Luckily, my interests are generally quite inexpensive! I will take them to the piano at some point – and look more closely at the contents, from the point of view of repertoire.
D’you know, just about every bit of research I’ve done has involved examining repertoire. Starting with 13th century Gregorian chant – not many people know I was initially a mediaevalist! I’ve come a long way.
A Fellow Back in 1901
This is the third week of my Ketelbey Fellowship, and I arrived at St Andrews in pouring rain yesterday morning. Fortunately, it had subsided to a drizzle by the time I made my way to Martyrs Kirk, where materials from the Library special collections can be consulted. I didn’t get wet enough to risk dripping onto rare Victorian pamphlets! (I only know they were Victorian by the fact that the earlier numbers included God Save the Queen rather than the King – so they were published before January 1901.)
I had a ball! They each began with an editorial introduction – I love these. They’re so informative about the thinking behind whatever is in the book. Intriguingly, the editor seemed not to be the prime contributor, but all was revealed when I did some Googling later. Good old Baptie (Musical Scotland) informed me that the editor had two middle names, and used them as a nom de plume. No mystery after all! Moreover, one particular collaborator, more involved than most, was …
His daughter.
I didn’t quite get through the pile I’d called up, but I’m making good progress.
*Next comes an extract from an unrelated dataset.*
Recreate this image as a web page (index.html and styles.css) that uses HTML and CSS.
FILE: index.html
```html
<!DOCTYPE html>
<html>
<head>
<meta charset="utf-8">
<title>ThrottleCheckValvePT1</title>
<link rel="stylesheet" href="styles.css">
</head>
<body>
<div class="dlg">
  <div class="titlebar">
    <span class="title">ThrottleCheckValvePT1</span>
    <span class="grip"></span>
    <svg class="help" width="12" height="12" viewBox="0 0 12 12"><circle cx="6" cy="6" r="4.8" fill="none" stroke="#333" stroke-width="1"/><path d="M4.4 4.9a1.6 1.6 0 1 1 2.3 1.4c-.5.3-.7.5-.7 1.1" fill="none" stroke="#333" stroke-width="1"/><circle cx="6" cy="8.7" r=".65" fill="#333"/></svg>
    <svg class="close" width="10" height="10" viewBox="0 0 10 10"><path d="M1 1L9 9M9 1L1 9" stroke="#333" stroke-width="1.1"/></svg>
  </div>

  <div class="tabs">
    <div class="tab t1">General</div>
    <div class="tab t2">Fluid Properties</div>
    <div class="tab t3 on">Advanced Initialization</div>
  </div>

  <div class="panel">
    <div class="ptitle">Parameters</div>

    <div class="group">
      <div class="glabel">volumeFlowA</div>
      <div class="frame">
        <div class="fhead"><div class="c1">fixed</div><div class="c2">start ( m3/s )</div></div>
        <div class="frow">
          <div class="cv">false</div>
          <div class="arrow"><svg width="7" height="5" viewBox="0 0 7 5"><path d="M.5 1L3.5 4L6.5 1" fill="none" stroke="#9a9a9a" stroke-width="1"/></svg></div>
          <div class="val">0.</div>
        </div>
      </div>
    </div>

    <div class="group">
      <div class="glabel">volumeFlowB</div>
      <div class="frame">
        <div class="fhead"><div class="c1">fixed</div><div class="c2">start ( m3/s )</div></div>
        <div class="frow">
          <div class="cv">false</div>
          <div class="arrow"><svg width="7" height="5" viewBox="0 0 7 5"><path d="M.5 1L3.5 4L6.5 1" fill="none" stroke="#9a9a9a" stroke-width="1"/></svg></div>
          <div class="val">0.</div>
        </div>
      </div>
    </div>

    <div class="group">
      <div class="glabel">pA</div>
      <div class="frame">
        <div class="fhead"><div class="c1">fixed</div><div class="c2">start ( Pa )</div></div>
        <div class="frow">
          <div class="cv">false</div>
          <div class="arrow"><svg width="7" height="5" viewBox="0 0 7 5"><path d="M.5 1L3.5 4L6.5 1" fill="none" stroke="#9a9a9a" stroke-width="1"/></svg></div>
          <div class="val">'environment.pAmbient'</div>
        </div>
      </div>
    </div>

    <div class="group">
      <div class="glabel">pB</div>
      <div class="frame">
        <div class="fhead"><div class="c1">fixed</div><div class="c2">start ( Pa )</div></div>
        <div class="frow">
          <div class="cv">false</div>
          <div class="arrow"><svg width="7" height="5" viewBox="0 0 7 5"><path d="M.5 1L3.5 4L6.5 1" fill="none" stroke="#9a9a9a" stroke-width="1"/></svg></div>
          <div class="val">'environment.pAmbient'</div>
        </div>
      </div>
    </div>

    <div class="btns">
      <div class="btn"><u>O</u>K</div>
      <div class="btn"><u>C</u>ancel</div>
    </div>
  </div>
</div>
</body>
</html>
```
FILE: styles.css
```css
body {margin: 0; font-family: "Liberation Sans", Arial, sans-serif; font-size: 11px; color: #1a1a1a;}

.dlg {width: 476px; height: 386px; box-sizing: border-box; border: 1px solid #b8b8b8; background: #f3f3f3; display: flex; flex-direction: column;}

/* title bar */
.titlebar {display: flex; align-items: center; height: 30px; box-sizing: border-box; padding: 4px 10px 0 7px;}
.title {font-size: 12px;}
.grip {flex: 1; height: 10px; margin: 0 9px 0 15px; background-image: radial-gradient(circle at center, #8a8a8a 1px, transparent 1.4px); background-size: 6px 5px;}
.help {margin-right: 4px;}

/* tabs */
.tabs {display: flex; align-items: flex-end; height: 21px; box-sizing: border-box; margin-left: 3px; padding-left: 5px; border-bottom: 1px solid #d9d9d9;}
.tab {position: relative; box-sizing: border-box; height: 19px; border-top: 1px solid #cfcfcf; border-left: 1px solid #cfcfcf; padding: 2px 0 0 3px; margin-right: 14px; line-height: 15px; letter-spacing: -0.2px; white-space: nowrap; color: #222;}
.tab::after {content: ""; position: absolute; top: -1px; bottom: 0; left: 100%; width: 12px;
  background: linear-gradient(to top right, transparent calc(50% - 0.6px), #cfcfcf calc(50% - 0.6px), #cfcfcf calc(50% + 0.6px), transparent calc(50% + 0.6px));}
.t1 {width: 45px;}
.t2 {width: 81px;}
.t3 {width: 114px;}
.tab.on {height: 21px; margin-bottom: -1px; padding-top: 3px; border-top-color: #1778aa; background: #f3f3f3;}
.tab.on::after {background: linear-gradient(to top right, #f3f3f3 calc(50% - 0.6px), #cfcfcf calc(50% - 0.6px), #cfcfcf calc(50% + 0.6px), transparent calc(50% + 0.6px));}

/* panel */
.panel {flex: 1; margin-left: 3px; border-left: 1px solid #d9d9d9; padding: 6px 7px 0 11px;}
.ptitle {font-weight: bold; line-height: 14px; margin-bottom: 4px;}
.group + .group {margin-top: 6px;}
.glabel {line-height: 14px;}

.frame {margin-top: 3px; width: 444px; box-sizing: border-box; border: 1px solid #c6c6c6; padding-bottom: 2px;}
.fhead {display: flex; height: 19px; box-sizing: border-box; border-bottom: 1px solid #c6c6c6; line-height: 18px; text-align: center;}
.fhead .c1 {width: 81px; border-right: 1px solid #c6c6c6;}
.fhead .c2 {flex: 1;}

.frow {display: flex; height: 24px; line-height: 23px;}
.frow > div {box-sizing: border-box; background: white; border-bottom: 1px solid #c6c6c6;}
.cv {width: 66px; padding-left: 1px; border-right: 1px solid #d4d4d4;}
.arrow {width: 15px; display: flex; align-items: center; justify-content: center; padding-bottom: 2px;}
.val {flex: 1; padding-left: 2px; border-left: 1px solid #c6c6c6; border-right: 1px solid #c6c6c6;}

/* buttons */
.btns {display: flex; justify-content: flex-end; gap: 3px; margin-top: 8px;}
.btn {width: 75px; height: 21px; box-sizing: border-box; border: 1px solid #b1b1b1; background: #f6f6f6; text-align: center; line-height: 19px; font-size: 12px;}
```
And I encountered some interesting glimpses into social and political history. What’s more, if ever I needed proof that little girls’ education had a subtle difference to that of little boys, I found it today. It shouldn’t come as a surprise – I know it happened. But I wasn’t expecting to find this in a Sol-Fa song book!
It is such a luxury to have a desk in an office just a couple of minutes from a big university library. This morning, I snatched a quick coffee before I went back for another session with more of these instruction books. What’s more, I feel more a dedicated researcher here, compared to being ‘the librarian that also does research’ in Glasgow. It’s easier to focus, somehow. And tonight, I’m going to a research seminar, so I’ll get to meet some more historians then. Good times.